**Data for processing**
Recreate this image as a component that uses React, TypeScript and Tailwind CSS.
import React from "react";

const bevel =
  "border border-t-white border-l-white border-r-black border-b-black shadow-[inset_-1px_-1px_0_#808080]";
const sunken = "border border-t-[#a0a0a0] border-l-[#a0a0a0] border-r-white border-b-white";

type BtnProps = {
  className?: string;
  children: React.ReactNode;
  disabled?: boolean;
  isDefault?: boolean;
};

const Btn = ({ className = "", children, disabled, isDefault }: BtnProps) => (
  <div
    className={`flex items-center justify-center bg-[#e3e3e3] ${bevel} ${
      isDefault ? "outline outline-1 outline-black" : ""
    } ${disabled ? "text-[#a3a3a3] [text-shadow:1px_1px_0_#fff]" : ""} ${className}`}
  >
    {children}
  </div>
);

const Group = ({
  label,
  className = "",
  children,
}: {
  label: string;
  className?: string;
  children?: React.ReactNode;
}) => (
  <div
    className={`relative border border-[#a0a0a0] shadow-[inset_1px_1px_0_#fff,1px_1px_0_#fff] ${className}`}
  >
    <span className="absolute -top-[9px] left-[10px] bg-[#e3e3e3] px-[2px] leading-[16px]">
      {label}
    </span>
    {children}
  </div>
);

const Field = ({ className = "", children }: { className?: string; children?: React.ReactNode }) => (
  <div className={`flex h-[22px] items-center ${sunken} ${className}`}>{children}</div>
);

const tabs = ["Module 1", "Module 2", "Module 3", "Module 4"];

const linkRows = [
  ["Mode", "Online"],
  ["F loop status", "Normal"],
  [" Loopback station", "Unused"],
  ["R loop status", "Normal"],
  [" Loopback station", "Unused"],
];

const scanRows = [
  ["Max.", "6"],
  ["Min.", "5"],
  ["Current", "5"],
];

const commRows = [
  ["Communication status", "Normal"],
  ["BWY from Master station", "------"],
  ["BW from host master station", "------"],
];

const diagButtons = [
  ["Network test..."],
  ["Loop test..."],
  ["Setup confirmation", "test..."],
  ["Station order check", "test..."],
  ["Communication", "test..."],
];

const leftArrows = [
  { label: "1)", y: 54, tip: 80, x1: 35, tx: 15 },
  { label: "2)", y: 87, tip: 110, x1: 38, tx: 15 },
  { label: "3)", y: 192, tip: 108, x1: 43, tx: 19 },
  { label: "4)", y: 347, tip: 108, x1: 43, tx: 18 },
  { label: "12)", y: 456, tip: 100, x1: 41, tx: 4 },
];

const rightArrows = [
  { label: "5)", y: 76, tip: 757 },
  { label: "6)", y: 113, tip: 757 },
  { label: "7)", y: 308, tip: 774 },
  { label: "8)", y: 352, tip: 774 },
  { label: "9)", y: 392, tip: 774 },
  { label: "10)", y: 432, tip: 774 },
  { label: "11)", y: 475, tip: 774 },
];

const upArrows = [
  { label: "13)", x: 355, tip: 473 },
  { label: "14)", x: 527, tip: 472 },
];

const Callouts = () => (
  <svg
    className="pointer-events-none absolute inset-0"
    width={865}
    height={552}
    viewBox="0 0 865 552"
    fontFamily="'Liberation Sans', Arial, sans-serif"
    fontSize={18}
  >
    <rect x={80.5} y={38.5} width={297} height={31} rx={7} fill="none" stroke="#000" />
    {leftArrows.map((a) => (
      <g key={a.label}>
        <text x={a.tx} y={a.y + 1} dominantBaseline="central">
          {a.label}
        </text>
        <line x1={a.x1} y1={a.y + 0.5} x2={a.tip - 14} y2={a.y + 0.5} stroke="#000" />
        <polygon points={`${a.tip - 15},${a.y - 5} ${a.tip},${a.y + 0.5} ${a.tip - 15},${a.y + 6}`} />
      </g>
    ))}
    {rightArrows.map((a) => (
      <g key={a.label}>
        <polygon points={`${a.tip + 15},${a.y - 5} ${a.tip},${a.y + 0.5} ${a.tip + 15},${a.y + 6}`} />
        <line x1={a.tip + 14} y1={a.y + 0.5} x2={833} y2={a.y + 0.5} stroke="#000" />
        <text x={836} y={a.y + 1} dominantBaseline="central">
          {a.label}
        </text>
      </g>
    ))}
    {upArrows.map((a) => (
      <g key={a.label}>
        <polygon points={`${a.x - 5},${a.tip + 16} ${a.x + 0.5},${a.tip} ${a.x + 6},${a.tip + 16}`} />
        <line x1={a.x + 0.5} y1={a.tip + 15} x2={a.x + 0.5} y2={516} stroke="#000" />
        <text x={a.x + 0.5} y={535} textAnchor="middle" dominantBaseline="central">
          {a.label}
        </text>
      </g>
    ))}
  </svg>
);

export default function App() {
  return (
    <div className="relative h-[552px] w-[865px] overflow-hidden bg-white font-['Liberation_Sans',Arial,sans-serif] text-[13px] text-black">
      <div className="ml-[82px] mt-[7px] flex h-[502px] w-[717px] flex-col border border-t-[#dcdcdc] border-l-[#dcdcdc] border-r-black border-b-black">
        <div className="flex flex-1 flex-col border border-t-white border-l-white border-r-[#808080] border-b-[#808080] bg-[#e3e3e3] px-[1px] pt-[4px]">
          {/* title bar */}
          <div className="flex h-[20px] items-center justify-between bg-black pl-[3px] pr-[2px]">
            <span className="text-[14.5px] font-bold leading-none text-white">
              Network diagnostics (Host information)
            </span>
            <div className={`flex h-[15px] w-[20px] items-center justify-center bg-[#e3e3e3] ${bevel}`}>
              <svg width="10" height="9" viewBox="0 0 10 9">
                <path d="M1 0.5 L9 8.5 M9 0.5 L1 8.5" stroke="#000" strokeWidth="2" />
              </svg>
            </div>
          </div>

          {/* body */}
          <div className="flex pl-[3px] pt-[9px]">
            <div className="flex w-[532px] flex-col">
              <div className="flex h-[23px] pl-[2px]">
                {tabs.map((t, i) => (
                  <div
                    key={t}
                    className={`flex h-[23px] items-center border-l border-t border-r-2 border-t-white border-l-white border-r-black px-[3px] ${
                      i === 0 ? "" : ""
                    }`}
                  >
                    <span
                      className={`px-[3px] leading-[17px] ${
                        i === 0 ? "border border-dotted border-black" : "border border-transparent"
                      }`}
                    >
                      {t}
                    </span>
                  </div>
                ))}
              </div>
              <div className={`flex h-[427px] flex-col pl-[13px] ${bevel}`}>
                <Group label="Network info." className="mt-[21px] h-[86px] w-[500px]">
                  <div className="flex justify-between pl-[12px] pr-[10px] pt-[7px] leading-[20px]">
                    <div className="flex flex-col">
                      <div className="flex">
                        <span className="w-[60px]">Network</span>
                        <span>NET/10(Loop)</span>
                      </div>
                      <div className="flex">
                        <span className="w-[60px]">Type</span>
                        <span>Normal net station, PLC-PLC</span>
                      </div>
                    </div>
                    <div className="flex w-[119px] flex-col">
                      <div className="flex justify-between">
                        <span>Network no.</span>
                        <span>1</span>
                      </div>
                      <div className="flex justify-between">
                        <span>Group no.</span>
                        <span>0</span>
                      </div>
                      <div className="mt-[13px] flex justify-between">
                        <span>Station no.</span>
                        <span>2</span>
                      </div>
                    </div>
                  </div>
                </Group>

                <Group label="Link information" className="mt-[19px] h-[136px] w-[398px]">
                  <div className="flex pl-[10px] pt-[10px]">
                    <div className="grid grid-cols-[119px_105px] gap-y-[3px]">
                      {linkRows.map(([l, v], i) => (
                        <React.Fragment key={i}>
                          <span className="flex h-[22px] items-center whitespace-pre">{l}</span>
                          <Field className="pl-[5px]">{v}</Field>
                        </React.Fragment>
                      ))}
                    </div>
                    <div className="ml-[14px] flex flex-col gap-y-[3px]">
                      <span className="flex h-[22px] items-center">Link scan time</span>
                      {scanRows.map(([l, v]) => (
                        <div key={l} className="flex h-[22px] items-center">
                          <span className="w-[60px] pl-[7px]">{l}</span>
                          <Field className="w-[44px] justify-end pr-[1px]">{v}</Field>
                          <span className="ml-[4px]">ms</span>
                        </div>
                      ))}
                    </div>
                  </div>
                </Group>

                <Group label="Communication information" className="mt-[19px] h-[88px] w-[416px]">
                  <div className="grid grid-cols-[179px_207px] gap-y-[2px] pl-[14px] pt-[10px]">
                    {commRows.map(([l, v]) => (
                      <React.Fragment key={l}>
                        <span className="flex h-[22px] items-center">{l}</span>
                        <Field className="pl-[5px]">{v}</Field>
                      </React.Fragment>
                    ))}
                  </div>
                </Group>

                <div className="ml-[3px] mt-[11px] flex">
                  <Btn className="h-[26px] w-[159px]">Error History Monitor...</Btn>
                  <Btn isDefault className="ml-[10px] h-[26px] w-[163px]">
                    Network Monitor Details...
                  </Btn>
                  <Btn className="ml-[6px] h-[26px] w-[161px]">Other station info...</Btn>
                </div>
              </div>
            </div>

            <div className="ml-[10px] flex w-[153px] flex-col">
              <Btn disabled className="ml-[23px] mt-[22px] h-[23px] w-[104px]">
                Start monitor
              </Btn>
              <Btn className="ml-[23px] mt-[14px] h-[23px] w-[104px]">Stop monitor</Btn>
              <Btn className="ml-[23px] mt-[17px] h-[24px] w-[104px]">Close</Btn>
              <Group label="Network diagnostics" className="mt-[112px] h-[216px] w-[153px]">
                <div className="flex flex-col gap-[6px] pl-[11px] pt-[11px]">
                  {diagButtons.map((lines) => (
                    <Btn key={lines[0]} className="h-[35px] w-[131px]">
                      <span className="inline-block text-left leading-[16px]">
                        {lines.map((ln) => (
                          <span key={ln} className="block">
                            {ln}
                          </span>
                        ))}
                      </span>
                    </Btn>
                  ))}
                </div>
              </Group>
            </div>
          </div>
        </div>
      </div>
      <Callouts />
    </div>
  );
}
...
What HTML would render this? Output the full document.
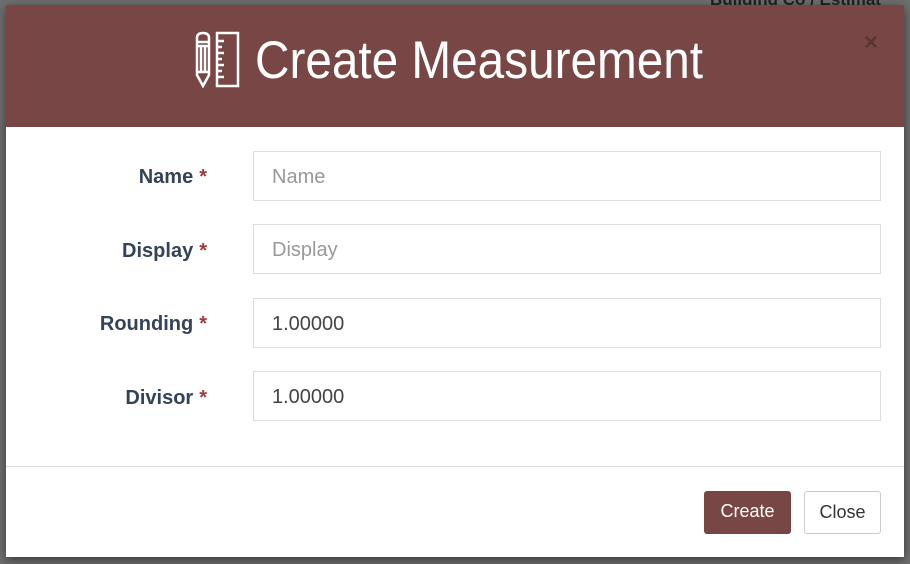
...
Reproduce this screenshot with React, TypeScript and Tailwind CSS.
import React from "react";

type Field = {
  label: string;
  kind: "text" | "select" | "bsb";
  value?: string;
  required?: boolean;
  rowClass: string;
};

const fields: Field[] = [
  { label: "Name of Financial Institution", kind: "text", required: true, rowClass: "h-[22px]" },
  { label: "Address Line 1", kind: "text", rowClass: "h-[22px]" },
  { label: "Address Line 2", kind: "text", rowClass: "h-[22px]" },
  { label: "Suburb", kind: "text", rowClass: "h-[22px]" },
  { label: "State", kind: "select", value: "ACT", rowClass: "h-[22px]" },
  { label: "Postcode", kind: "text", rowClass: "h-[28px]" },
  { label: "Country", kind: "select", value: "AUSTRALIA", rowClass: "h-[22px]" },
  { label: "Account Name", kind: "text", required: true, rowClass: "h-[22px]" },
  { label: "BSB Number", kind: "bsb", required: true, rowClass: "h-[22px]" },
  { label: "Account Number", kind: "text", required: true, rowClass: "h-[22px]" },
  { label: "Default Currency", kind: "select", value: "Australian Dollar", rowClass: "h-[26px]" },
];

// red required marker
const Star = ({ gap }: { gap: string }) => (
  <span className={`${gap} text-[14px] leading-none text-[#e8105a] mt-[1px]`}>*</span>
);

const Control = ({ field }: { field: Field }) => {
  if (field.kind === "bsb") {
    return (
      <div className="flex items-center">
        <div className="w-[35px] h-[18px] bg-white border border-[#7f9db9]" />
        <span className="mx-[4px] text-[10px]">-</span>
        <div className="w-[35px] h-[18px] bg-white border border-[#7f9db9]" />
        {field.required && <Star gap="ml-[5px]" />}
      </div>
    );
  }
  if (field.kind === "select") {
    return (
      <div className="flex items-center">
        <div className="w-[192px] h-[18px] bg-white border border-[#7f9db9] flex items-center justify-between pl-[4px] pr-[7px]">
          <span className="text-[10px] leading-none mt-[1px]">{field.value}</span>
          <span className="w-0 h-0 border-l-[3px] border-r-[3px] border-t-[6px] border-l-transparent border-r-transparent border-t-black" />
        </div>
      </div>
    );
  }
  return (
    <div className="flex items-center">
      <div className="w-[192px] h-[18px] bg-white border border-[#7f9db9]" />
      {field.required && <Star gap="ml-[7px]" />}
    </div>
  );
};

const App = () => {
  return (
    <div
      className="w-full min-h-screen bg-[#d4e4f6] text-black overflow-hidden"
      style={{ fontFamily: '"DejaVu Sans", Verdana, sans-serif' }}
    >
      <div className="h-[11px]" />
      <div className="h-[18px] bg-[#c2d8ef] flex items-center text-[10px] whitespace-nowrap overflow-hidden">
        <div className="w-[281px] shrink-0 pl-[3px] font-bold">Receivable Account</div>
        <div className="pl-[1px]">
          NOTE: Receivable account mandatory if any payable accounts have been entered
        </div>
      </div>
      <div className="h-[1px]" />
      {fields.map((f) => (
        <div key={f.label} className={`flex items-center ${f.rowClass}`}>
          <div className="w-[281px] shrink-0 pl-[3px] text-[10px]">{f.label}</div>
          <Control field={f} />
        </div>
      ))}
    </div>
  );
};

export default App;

**Task to complete**
Search the data above for the string "React" and copy each line that has it.

**Answer to the task**
Recreate this image as a component that uses React, TypeScript and Tailwind CSS.
import React from "react";
  children: React.ReactNode;
  children?: React.ReactNode;
const Field = ({ className = "", children }: { className?: string; children?: React.ReactNode }) => (
                        <React.Fragment key={i}>
                        </React.Fragment>
                      <React.Fragment key={l}>
                      </React.Fragment>
Reproduce this screenshot with React, TypeScript and Tailwind CSS.
import React from "react";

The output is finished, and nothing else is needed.